- **Goal**
Look through the listing for the word "React". Copy each line that has it.

- **Excerpted data**
++++++

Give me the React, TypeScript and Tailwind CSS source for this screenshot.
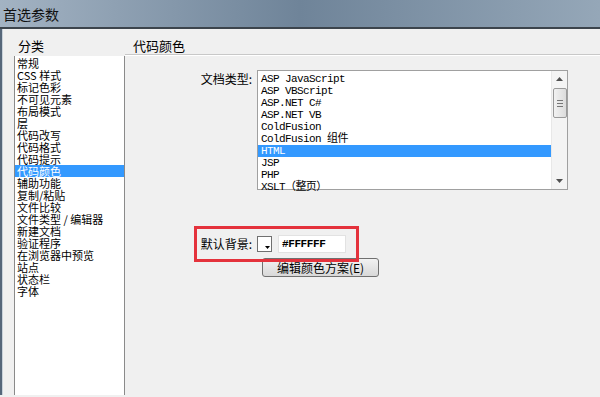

++++++

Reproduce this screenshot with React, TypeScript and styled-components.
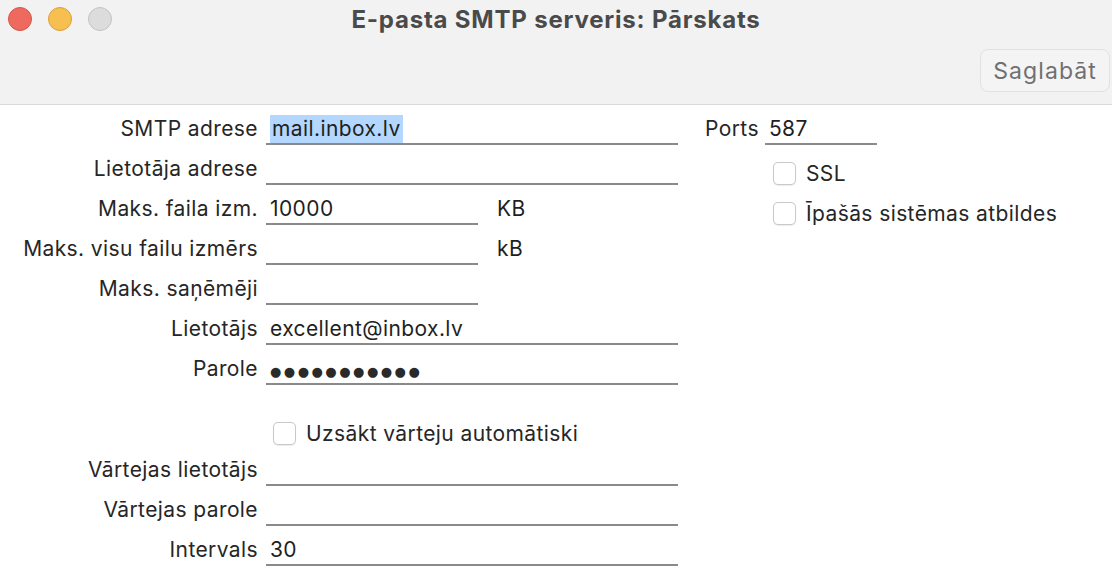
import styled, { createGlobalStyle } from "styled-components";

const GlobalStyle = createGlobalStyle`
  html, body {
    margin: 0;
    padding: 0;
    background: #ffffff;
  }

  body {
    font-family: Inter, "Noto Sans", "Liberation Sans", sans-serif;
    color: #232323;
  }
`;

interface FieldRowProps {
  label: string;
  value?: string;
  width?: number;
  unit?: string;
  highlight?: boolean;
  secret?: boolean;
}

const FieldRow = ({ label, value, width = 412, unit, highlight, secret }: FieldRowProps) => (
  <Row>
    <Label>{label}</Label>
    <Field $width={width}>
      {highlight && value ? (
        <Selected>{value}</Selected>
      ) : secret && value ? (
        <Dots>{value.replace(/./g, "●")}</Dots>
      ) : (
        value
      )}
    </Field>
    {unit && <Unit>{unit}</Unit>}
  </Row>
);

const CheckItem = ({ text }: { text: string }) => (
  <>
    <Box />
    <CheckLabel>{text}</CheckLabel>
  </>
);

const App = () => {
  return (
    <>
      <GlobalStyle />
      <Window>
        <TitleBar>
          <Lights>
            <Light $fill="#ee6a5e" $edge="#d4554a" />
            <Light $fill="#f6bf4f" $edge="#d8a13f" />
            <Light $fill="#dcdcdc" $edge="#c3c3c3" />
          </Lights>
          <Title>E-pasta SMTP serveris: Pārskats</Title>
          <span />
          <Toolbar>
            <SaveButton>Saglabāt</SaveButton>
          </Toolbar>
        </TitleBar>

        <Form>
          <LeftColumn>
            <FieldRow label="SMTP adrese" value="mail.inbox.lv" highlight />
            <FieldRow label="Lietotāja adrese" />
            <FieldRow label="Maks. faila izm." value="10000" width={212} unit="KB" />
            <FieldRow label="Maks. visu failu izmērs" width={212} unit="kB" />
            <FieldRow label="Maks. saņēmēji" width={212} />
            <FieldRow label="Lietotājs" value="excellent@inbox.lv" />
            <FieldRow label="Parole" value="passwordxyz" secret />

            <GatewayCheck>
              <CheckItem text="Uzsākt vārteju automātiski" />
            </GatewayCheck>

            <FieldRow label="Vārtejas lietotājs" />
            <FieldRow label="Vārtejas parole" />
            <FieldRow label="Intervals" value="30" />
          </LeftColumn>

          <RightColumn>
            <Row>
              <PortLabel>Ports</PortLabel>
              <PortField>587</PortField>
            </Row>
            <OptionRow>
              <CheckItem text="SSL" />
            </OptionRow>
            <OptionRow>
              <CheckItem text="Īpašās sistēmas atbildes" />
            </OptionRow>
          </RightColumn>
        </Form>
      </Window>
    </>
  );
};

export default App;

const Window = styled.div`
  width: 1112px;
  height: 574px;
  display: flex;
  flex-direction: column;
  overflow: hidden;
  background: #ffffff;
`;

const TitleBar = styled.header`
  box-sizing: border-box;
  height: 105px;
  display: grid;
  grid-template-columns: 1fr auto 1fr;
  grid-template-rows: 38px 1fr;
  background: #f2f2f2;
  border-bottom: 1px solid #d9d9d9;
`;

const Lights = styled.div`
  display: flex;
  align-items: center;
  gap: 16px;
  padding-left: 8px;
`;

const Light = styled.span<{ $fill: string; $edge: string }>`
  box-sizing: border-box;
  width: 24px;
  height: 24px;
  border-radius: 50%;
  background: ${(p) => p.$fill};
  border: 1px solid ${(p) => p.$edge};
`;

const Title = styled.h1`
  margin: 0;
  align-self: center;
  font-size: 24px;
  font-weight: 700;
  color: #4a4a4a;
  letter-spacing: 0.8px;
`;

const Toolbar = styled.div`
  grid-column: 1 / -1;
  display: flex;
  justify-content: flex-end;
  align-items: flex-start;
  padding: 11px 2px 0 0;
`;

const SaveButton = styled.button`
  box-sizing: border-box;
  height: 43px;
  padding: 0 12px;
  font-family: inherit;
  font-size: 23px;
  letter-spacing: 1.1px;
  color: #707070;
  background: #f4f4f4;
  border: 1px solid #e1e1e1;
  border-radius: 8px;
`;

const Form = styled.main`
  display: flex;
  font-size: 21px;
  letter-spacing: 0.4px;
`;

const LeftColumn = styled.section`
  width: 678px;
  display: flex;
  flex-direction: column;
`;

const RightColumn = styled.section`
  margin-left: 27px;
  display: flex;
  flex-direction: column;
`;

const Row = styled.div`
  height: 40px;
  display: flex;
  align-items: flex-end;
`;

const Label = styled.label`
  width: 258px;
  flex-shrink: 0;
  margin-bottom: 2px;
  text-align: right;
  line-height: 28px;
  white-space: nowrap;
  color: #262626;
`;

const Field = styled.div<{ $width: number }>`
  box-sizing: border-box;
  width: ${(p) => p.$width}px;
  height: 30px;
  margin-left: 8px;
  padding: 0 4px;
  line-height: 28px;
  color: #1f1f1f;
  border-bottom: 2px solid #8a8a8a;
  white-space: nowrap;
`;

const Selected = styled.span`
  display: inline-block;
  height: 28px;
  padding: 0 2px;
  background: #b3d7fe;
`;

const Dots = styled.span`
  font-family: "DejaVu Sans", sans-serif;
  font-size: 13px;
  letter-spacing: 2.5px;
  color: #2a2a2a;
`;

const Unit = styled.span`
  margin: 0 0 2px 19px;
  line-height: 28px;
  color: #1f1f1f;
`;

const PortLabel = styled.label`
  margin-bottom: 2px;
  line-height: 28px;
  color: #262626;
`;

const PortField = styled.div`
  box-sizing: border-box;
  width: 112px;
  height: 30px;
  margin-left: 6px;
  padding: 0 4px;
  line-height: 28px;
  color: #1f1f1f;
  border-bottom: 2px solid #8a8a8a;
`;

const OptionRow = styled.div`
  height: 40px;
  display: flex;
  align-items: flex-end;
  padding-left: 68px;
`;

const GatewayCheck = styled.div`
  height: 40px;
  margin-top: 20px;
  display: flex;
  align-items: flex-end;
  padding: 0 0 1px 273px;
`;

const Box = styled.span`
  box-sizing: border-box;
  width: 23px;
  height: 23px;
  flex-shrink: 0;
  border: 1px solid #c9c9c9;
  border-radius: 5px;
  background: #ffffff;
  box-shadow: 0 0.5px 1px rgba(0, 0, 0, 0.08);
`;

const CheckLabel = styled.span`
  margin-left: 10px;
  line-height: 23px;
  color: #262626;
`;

++++++

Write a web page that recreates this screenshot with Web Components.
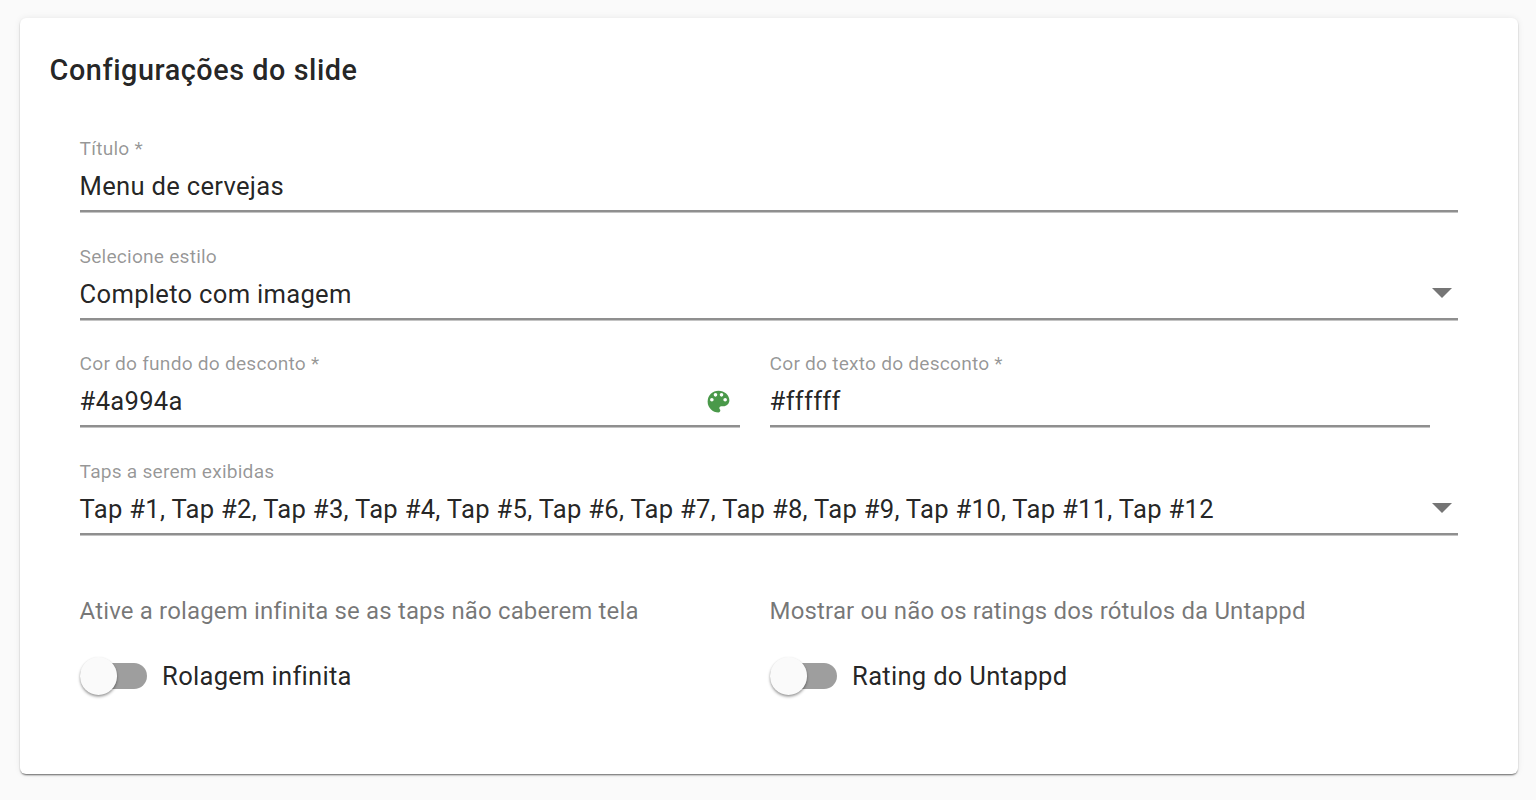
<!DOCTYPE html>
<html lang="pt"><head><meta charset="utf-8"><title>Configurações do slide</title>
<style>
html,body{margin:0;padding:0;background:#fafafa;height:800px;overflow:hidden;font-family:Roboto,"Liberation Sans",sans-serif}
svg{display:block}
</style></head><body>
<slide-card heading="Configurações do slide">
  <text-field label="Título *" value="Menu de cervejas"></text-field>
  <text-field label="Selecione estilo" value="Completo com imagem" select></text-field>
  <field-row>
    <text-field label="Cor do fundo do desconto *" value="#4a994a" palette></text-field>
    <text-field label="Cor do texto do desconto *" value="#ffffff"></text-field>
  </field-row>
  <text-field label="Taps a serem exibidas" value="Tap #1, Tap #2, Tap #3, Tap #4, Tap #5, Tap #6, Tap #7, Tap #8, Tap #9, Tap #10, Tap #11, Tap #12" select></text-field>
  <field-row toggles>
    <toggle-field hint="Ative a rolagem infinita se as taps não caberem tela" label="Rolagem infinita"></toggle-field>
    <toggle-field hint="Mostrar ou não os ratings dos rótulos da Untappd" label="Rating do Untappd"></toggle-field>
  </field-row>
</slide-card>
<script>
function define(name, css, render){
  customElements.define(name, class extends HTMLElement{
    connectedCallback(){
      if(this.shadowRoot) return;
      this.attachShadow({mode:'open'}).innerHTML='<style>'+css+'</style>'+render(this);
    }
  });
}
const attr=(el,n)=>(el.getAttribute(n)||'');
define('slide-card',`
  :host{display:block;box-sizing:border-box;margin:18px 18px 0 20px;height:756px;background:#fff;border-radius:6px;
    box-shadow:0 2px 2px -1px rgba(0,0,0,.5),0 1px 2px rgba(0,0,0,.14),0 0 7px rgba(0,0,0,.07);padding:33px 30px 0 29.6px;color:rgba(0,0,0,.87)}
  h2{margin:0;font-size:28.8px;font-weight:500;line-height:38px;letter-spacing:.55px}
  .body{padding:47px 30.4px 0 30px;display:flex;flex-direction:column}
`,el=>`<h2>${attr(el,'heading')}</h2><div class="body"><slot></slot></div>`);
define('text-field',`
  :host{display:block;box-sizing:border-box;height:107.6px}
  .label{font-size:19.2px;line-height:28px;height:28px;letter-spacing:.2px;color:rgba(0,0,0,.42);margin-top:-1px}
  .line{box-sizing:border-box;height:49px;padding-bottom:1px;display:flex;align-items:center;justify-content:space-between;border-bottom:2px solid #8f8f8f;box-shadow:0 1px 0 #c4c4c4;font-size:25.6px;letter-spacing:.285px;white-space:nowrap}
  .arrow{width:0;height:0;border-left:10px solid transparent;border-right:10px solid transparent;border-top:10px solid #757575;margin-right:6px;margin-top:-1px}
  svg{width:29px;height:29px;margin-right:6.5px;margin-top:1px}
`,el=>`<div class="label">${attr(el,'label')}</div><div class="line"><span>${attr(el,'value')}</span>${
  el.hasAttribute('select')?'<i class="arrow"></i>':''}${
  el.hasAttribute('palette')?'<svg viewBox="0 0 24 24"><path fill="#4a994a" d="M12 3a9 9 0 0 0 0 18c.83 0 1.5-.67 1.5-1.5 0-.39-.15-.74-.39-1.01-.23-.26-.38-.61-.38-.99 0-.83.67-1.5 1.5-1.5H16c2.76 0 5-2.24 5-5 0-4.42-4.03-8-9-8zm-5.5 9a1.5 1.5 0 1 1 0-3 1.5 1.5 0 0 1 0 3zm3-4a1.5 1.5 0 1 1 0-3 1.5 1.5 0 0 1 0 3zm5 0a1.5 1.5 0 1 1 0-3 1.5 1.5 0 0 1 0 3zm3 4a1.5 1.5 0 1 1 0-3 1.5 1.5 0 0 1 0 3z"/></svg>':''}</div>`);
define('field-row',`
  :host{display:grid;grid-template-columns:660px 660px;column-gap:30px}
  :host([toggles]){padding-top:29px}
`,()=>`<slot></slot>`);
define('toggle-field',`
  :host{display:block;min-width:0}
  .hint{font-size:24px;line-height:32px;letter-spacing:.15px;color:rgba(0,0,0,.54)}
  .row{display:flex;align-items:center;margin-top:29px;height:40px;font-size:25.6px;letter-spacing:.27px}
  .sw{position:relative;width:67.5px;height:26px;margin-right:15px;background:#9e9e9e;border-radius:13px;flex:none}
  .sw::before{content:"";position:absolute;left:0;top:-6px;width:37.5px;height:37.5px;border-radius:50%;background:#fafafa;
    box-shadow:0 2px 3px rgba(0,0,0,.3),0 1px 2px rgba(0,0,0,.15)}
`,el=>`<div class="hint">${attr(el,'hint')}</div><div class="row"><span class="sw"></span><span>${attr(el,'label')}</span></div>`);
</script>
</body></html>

++++++

- **Exercise response**
Give me the React, TypeScript and Tailwind CSS source for this screenshot.
Reproduce this screenshot with React, TypeScript and styled-components.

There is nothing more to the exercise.